Problem
If $K \trianglelefteq G$ has prime index $p$, show that there exists $a \in G$ such that $G=K \cup K a \cup \cdots \cup K a^{p-1}$ is a disjoint union.
Attempt
Let $K \trianglelefteq G$. Suppose that $|G/K|=[G:K]=p$ where $p$ is prime. Hence, there is $a \in G$ such that $(Ka)^{p}=K$, namely $a^p=1$. Since $p$ is prime, $1$, $a$, $a^2$, $\cdots$, $a^{p-1}$ are different.

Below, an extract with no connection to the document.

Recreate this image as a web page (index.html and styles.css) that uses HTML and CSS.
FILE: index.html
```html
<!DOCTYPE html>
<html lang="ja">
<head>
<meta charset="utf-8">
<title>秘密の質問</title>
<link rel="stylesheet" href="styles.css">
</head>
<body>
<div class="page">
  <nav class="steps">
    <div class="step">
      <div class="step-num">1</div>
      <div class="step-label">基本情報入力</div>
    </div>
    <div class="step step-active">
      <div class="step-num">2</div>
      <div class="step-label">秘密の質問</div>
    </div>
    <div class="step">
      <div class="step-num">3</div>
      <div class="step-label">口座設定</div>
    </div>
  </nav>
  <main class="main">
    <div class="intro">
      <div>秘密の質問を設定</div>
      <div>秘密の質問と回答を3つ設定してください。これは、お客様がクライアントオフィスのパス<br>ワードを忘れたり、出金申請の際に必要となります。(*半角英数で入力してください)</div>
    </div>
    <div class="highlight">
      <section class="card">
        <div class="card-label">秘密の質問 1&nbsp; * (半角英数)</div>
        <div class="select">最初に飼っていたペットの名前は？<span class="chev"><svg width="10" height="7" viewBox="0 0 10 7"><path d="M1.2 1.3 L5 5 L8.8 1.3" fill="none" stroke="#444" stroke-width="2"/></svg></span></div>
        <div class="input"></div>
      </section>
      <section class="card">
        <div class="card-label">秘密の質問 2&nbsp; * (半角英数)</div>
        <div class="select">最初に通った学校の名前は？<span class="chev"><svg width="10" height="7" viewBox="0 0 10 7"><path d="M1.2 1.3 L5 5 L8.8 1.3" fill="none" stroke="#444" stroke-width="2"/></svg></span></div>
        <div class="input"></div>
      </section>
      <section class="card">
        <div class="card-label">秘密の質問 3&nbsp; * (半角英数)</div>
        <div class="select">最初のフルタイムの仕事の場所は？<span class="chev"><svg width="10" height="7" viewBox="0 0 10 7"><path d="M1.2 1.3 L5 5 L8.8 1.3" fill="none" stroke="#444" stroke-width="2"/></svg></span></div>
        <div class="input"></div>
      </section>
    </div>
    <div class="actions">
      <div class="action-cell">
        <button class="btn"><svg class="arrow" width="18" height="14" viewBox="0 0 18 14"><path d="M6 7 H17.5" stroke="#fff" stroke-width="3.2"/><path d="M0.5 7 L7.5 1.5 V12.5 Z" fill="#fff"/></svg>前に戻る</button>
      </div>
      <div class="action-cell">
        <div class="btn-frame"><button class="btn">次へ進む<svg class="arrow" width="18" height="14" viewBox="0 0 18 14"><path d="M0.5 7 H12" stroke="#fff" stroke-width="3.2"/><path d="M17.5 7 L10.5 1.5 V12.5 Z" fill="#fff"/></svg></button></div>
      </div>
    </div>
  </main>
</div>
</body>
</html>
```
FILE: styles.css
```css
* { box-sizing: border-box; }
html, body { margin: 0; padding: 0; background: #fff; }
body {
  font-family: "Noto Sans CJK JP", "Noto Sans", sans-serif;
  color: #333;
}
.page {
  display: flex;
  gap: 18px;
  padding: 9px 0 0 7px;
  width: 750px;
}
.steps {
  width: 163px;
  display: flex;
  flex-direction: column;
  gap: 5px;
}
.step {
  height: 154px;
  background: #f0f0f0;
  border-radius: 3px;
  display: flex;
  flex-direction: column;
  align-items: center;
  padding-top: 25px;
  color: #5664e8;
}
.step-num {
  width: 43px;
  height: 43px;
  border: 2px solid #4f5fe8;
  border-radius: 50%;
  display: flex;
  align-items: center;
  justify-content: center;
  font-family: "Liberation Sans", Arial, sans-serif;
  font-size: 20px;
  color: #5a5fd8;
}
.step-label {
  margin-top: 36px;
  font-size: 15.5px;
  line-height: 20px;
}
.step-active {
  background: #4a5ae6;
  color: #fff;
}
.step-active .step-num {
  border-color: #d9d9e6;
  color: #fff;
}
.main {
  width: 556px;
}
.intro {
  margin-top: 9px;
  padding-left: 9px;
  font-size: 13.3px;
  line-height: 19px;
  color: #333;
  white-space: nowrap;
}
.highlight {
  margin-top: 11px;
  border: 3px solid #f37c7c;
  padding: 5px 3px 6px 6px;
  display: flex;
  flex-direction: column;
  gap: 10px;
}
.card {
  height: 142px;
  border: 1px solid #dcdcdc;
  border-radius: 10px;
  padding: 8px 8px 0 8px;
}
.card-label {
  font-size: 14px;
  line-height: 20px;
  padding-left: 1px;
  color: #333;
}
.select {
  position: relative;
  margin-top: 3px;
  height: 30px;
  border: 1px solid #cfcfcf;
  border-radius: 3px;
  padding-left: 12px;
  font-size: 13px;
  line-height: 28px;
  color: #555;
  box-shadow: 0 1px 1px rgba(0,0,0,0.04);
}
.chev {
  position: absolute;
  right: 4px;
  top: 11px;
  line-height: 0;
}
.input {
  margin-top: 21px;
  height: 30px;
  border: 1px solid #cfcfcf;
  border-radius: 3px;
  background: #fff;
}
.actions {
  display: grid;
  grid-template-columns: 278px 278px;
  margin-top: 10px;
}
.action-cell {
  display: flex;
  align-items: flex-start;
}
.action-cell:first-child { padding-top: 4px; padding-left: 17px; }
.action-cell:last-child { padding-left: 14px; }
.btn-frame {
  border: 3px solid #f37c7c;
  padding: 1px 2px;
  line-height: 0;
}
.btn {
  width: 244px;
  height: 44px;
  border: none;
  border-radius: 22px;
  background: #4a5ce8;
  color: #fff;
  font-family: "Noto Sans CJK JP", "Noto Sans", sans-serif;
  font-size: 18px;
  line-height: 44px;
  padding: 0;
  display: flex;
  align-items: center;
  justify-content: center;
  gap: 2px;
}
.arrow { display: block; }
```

Then, $K$, $Ka$, $\cdots$, $K a^{p-1}$ are different since $K$ is normal in $G$. Recalling $[G:K]=p$, we see that $$ G=K \cup K a \cup \cdots \cup K a^{p-1} $$ which is a disjoint union. $\blacksquare$
Question
- Is the proof valid?
- Is there a theorem to be mentioned for more rigorous proof?
Attempt after feedback
Let $K \trianglelefteq G$. Suppose that $|G/K|=[G:K]=p$ where $p$ is prime. Then $G/K$ is cyclic by the Lagrange's theorem. Then there is $Ka\in G/K$ such that $G / K= \langle Ka \rangle$. By the Lagrange's theorem, since $|G/K|=p$, we get $(Ka)^{p}=1_{G/K}$. Observe that $$ (Ka)^{p}=Ka^{p}=1_{G/K}=K $$ so that $a^{p}\in K$. Then, $K$, $Ka$, $\cdots$, $K a^{p-1}$ are different since $K$ is normal in $G$. Recalling $[G:K]=p$, we see that $$ G=K \cup K a \cup \cdots \cup K a^{p-1} $$ which is a disjoint union. $\blacksquare$
No, your proof is not correct. From $(Ka)^p=K$ you can't derive that $a^p=1$. As an example look at $\mathbb{Z}$ (and beware that we have an additive group here): If $p$ is any prime number, $K:=p\mathbb{Z}$ has index $p$. Now look at $K+1$: We have $p(K+1)=K$, but there is no element $a\in K+1$ s.t. $pa=1$, since $K+1$ is still a subset of the integers.
You can however adjust your proof by working on the quotient group $G/K$, which I think is what you intended to do and implicitly did, when you noted the existence of $a$. There we may actually do what you tried to do.